### [Records shown]
--- BEGIN ---

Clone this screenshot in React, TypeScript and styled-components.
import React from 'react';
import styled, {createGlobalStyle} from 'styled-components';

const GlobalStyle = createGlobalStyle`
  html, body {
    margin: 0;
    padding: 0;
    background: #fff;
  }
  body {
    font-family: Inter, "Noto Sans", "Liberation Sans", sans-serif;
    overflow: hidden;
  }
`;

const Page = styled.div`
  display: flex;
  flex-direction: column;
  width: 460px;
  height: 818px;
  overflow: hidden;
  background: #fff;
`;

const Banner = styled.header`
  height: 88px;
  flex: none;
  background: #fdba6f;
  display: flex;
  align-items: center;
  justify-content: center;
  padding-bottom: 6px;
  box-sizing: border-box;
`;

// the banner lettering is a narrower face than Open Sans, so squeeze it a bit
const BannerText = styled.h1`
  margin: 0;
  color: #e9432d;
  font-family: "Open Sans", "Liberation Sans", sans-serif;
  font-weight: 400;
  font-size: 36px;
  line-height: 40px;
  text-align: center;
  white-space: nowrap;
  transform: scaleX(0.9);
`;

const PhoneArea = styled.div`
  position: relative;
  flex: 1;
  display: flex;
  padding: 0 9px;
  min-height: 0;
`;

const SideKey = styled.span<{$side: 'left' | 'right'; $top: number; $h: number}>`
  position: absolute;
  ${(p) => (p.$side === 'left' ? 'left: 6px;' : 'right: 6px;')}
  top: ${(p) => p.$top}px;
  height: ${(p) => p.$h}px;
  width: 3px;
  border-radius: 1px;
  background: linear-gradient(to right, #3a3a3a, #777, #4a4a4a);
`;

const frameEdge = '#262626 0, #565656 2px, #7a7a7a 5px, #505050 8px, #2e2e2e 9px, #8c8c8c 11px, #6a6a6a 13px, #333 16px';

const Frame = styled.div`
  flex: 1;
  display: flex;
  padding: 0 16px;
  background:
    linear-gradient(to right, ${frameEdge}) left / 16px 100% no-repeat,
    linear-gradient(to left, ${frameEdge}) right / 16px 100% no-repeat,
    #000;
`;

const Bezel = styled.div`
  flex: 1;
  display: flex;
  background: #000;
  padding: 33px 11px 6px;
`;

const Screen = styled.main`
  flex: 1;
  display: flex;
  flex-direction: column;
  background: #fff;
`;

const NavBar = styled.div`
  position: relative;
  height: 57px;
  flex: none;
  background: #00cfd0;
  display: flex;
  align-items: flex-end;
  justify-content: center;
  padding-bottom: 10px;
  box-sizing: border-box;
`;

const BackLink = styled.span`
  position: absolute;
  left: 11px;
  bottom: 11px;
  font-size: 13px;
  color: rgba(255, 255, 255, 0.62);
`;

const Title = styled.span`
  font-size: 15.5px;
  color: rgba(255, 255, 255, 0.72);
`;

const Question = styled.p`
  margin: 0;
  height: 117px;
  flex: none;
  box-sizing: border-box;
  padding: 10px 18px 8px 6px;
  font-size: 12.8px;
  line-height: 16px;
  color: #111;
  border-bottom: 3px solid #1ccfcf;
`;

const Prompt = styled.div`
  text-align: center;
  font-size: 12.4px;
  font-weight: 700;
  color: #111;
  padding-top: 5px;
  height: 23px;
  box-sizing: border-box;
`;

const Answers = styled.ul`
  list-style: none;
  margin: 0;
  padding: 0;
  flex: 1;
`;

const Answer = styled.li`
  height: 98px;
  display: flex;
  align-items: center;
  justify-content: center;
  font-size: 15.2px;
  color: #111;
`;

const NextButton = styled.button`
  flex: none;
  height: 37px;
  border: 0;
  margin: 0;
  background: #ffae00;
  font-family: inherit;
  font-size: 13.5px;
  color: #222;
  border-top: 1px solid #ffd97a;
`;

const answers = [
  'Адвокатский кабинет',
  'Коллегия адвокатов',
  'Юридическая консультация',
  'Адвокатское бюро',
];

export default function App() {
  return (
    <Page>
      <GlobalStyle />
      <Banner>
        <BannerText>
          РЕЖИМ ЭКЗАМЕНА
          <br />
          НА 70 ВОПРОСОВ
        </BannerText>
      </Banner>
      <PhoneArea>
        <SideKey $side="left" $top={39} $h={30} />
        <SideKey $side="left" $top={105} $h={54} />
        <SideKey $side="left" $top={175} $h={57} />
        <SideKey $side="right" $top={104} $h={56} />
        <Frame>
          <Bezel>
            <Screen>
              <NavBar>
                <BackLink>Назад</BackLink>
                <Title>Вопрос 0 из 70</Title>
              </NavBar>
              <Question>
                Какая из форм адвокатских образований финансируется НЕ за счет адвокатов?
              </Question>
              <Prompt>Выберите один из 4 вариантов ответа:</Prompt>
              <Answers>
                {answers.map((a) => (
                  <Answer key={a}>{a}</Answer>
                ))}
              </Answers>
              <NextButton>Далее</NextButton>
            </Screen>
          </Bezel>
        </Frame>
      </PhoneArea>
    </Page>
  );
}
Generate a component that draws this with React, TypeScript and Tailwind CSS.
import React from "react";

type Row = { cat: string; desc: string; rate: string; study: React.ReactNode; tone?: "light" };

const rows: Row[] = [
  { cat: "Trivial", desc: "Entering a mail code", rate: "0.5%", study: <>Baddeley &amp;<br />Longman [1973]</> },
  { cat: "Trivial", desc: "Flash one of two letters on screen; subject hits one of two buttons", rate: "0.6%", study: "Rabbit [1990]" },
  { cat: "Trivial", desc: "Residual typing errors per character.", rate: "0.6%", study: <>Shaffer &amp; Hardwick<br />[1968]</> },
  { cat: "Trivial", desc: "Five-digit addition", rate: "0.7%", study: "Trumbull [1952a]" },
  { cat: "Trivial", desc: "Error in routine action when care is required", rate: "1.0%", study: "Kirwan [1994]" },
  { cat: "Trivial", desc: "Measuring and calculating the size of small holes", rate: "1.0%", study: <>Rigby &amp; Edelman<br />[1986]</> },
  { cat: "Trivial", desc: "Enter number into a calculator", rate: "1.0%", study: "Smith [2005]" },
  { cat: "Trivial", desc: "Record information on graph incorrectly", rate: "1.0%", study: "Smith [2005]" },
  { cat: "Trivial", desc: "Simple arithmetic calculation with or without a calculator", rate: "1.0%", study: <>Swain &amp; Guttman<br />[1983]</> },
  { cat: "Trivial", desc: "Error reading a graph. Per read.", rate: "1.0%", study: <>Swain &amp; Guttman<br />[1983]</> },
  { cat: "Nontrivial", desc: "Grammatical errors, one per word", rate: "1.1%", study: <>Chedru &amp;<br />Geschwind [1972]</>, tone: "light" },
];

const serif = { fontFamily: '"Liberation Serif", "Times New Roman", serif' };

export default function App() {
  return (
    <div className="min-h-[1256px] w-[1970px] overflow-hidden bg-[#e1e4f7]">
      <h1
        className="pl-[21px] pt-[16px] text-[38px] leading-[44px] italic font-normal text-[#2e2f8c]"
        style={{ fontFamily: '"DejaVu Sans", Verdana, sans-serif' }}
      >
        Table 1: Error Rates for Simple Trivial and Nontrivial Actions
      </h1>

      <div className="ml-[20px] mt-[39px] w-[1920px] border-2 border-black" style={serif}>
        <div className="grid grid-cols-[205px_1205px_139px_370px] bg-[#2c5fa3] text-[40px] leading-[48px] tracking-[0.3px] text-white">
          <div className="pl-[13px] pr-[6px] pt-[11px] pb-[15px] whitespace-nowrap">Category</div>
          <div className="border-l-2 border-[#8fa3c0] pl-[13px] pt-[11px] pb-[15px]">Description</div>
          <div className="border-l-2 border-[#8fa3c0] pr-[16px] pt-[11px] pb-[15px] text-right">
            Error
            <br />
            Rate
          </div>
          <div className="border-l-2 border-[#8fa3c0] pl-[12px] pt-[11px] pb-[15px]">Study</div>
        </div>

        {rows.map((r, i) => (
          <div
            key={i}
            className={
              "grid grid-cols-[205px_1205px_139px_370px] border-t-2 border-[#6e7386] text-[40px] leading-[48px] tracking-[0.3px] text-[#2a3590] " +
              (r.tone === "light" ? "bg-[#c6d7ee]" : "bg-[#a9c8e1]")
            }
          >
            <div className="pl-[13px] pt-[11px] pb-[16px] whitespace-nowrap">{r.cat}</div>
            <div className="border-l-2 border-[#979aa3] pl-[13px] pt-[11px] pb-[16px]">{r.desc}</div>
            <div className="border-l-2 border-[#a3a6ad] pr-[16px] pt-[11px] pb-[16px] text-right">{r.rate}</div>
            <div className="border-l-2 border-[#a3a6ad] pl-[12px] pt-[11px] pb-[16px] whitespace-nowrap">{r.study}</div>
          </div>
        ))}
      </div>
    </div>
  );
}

--- END ---
--- BEGIN ---

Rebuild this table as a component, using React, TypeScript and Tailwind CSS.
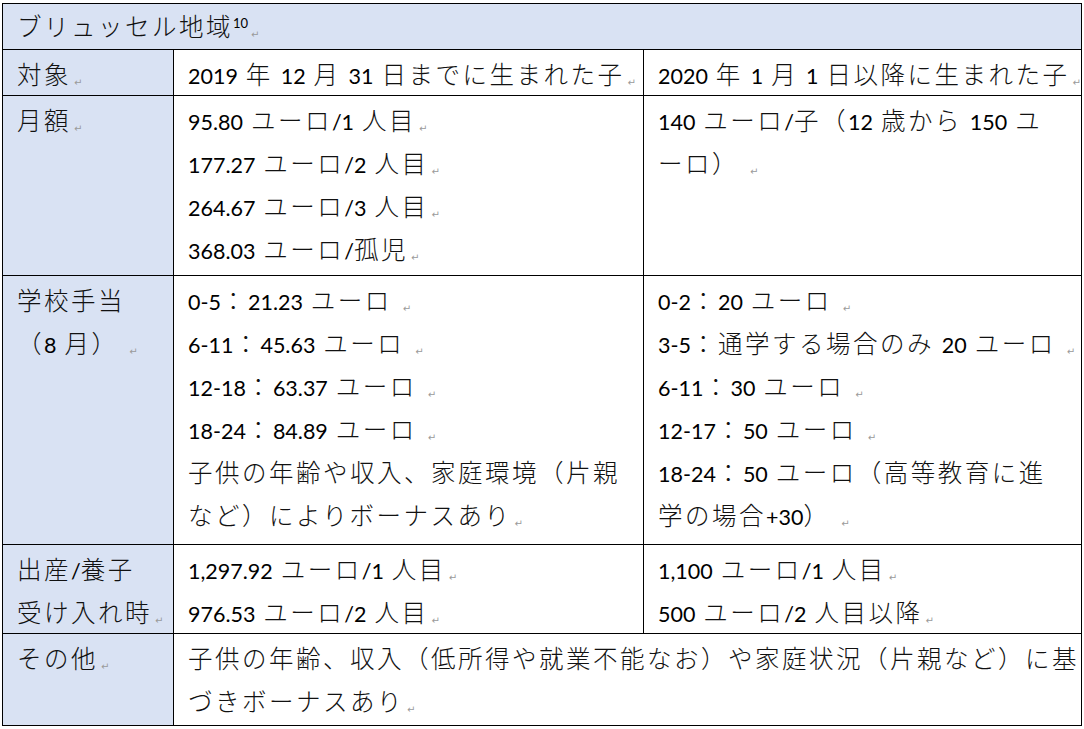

--- END ---

### [Given exercise]
Of the lines above, extract only those from the line with "Generate a component" to the line with "string; desc: string;", both included, exactly as written.

### [Right answer]
Generate a component that draws this with React, TypeScript and Tailwind CSS.
import React from "react";

type Row = { cat: string; desc: string; rate: string; study: React.ReactNode; tone?: "light" };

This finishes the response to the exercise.